Airflex[R] EF811 emulsion polymers are water-based dispersions of a vinyl-acetate ethylene (VAE) copolymer which allow coatings manufacturers to formulate architectural coatings with very little, if any co-solvent. Airflex EF811 emulsion polymer is the newest product, designed for high performance, low VOC, architectural coating applications, and possesses high scrub and excellent touchup properties, according to Justine Smith, coatings market manager for Air Products Polymers. Additionally, the product was designed to have broad formulation latitude, thus expanding the ability for a customer to use the product in a wide variety of formulations.
Mr. Miller attributes the success of green chemistry initiatives at Air Products to the company's philosophy of building environmental, health, and safety criteria into the initial product concept while also focusing on customer needs, industry trends, and maintaining an understanding of environmental regulations. "Our work process helps maximize the ability to identify new molecules that hit environmental, health, and safety targets while minimizing the associated developmental costs and time," he notes. "The need to balance customer and market needs with performance requirements while staying ahead of the global environmental curve is critical to a successful green chemistry initiative." Ms. Smith adds that possessing superior technical capabilities and being able to apply them to customer needs is critical for a company to successfully synthesize new products that meet green requirements.
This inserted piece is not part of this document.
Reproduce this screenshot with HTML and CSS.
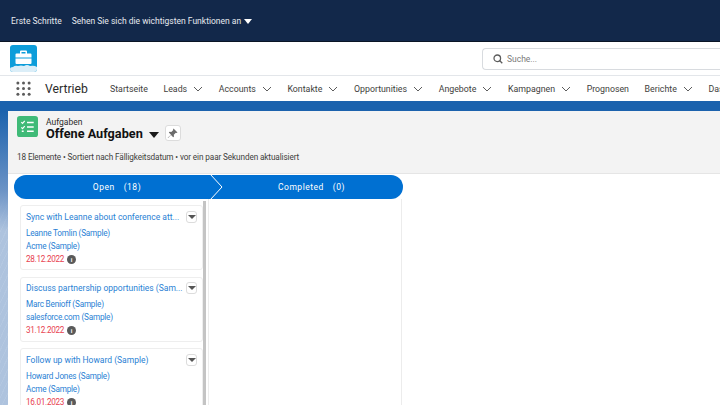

Air Products believes that one of the main challenges with green chemistry is to overcome the perception held by potential customers that an environmentally friendly product cannot meet the performance of traditional offerings. "The introduction of a new polymer into an industry that has used conventional technologies for many, many years can only be overcome by demonstrating the high performance of the products," says Ms. Smith.
LANXESS Corporation, through its Borchers company, has introduced Baysilone[R] paint additives and Borchi[R] Gen dispersing additives that are VOC free or were developed for low-VOC or zero-VOC systems. The company also offers rheology modifiers that help customers to formulate with low-VOC resins that will meet new VOC regulations. The flexibility of these products provides a significant benefit to customers. "Since our products are 100% active, most of the time they can be used in solvent-based or water-based systems," says Karsten Job, marketing manager of Borchers, a LANXESS Company. "That helps to reduce the number of different raw materials that need to be maintained in inventory, ultimately reducing costs. It allows the customer to produce low-VOC products that have similar or equal properties compared to their solvent-based predecessors," he continues.
For LANXESS, the introduction of new cleaner technology is an investment in the future, according to Mr. Job. "One of the main factors for success is a company's ability to communicate its efforts in the area of green chemistry. You need to proactively educate potential customers about upcoming changes in regulations. At the same time, you should be prepared to explain your technologies and not just sell their advantages," Mr. Job notes. LANXESS's future green chemistry efforts will focus on additives for water-based coatings, paints, and adhesives. "We will continue to watch the market and try to anticipate certain developments. The company that sees an environmental change coming first and starts its R & D activities quickly will benefit from that once regulations turn into law."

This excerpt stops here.